YuppTV
- Company type: Private
- Website type: Web portal
- Available in: Telugu, Tamil, Marathi, Hindi, Bengali, Sinhalese, Kannada, Malayalam, Punjabi, Gujarati, Odia, and English
- Founded: 2006; 20 years ago
- Headquarters: Atlanta, Georgia, United States; Hyderabad, Telangana, India;
- Key people: Uday Reddy (CEO)
- Industry: Internet services
- Services: Live TV, catch-up TV, TV shows, movies
- Registration: Optional

= YuppTV =

TV content provider in India

YuppTV is first over-the-top (OTT) content provider in India including live television and films with recording and storage features. YuppTV allows broadcasters and content providers to reach an audience, and allows consumers to view content on up to six screens of connected TVs, STBs, PC, smartphones, tablets and game consoles.

== Cricket ==

YuppTV has acquired the digital media rights for the 2021 Indian Premier League in Australia, Sri Lanka, Nepal, Japan, Bhutan, Maldives, Central Asia, Continental Europe, Central & South America, and Southeast Asia (except Malaysia, Singapore).

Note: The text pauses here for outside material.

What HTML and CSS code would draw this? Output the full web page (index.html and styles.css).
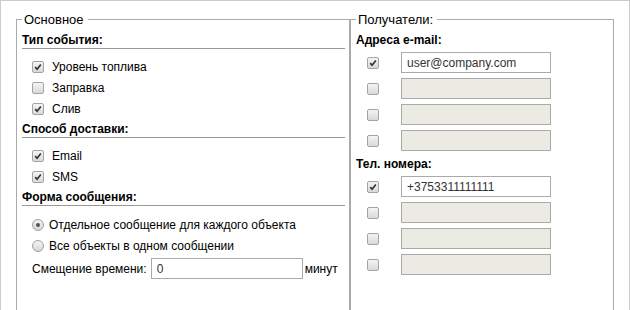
FILE: index.html
```html
<!DOCTYPE html>
<html lang="ru">
<head>
<meta charset="utf-8">
<title>Уведомление</title>
<link rel="stylesheet" href="styles.css">
</head>
<body>
<div class="panel">
  <fieldset class="fs fs-main">
    <legend>Основное</legend>
    <div class="sect">Тип события:</div>
    <div class="group">
      <label class="row"><span class="cb"><svg viewBox="0 0 12 12"><path d="M2.6 6.2 L4.9 8.6 L9.4 3"/></svg></span><span class="lbl">Уровень топлива</span></label>
      <label class="row"><span class="cb"></span><span class="lbl">Заправка</span></label>
      <label class="row"><span class="cb"><svg viewBox="0 0 12 12"><path d="M2.6 6.2 L4.9 8.6 L9.4 3"/></svg></span><span class="lbl">Слив</span></label>
    </div>
    <div class="sect">Способ доставки:</div>
    <div class="group">
      <label class="row"><span class="cb"><svg viewBox="0 0 12 12"><path d="M2.6 6.2 L4.9 8.6 L9.4 3"/></svg></span><span class="lbl">Email</span></label>
      <label class="row"><span class="cb"><svg viewBox="0 0 12 12"><path d="M2.6 6.2 L4.9 8.6 L9.4 3"/></svg></span><span class="lbl">SMS</span></label>
    </div>
    <div class="sect">Форма сообщения:</div>
    <div class="group group-radio">
      <label class="row"><span class="rb rb-on"></span><span class="lbl-r">Отдельное сообщение для каждого объекта</span></label>
      <label class="row"><span class="rb"></span><span class="lbl-r">Все объекты в одном сообщении</span></label>
    </div>
    <div class="offset">
      <span class="off-lbl">Смещение времени:</span>
      <input class="txt off-in" type="text" value="0">
      <span>минут</span>
    </div>
  </fieldset>
  <fieldset class="fs fs-rcpt">
    <legend>Получатели:</legend>
    <div class="sub">Адреса e-mail:</div>
    <div class="list">
      <span class="cb"><svg viewBox="0 0 12 12"><path d="M2.6 6.2 L4.9 8.6 L9.4 3"/></svg></span><input class="txt" type="text" value="user@company.com">
      <span class="cb"></span><input class="txt" type="text" disabled>
      <span class="cb"></span><input class="txt" type="text" disabled>
      <span class="cb"></span><input class="txt" type="text" disabled>
    </div>
    <div class="sub">Тел. номера:</div>
    <div class="list">
      <span class="cb"><svg viewBox="0 0 12 12"><path d="M2.6 6.2 L4.9 8.6 L9.4 3"/></svg></span><input class="txt" type="text" value="+3753311111111">
      <span class="cb"></span><input class="txt" type="text" disabled>
      <span class="cb"></span><input class="txt" type="text" disabled>
      <span class="cb"></span><input class="txt" type="text" disabled>
    </div>
  </fieldset>
</div>
</body>
</html>
```
FILE: styles.css
```css
html, body {
  margin: 0;
  padding: 0;
  background: #fff;
  overflow: hidden;
}
body {
  font: 12px "Liberation Sans", Arial, sans-serif;
  color: #000;
}
.panel {
  display: flex;
  align-items: stretch;
  border: 1px solid #cccccc;
  border-bottom: none;
  padding: 11px 15px 0;
  height: 340px;
  box-sizing: border-box;
}
.fs {
  margin: 0;
  border: 1px solid #aaaaaa;
  padding: 5px 4px 40px 5px;
  min-width: 0;
  box-sizing: border-box;
}
.fs-main { width: 334px; }
.fs-rcpt { width: 264px; }
legend {
  font-size: 13px;
  line-height: 15px;
  padding: 0 4px 0 2px;
}
.sect {
  font-weight: bold;
  line-height: 16px;
  border-bottom: 1px solid #999999;
}
.group {
  padding: 7px 0 2px 10px;
}
.group-radio {
  padding-top: 8px;
  padding-bottom: 0;
}
.row {
  display: flex;
  align-items: center;
  height: 21px;
}
.cb {
  width: 12px;
  height: 12px;
  box-sizing: border-box;
  border: 1px solid #a4a4a4;
  border-radius: 2px;
  background: linear-gradient(#f4f4f4, #d9d9d9);
  display: inline-flex;
  flex: none;
}
.cb svg {
  width: 10px;
  height: 10px;
}
.cb path {
  fill: none;
  stroke: #333;
  stroke-width: 2;
}
.lbl { margin-left: 8px; }
.lbl-r { margin-left: 5px; }
.rb {
  width: 12px;
  height: 12px;
  box-sizing: border-box;
  border: 1px solid #a0a0a0;
  border-radius: 50%;
  background: linear-gradient(#f4f4f4, #d6d6d6);
  display: inline-flex;
  align-items: center;
  justify-content: center;
  flex: none;
}
.rb-on::after {
  content: "";
  width: 4px;
  height: 4px;
  border-radius: 50%;
  background: #555;
}
.offset {
  display: flex;
  align-items: center;
  margin-top: 2px;
  padding-left: 10px;
}
.off-lbl { margin-right: 4px; }
.txt {
  font: 12px "Liberation Sans", Arial, sans-serif;
  color: #333;
  height: 21px;
  box-sizing: border-box;
  border: 1px solid #aaaaaa;
  padding: 0 5px;
  margin: 0;
  background: #fff;
  border-radius: 0;
  outline: none;
}
.txt:disabled {
  background: #ebebe4;
}
.off-in {
  width: 152px;
  margin-right: 2px;
}
.sub {
  font-weight: bold;
  line-height: 16px;
}
.list {
  display: grid;
  grid-template-columns: 45px 150px;
  row-gap: 5px;
  align-items: center;
  padding: 4px 0 5px;
}
.list .cb { margin-left: 11px; }
.list .txt { width: 150px; }
```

It also purchased the media rights for broadcasting 2023 Cricket World Cup.

== Services ==
Headquartered in Atlanta and Hyderabad, YuppTV offers 300+ TV channels in 15 languages: Tamil, Telugu, Hindi, Malayalam, Kannada, Marathi, Bengali, Punjabi, Odia, Gujarati, Sinhala, Bengali, Nepali, and English.

== Partnerships ==

In July 2016, YuppTV joined hands with Mumbai-based content platform Arre to distribute content on its YuppTV Bazaar platform. In March 2022, YuppTV entered into a partnership with Prasar Bharati to help the latter widen its reach.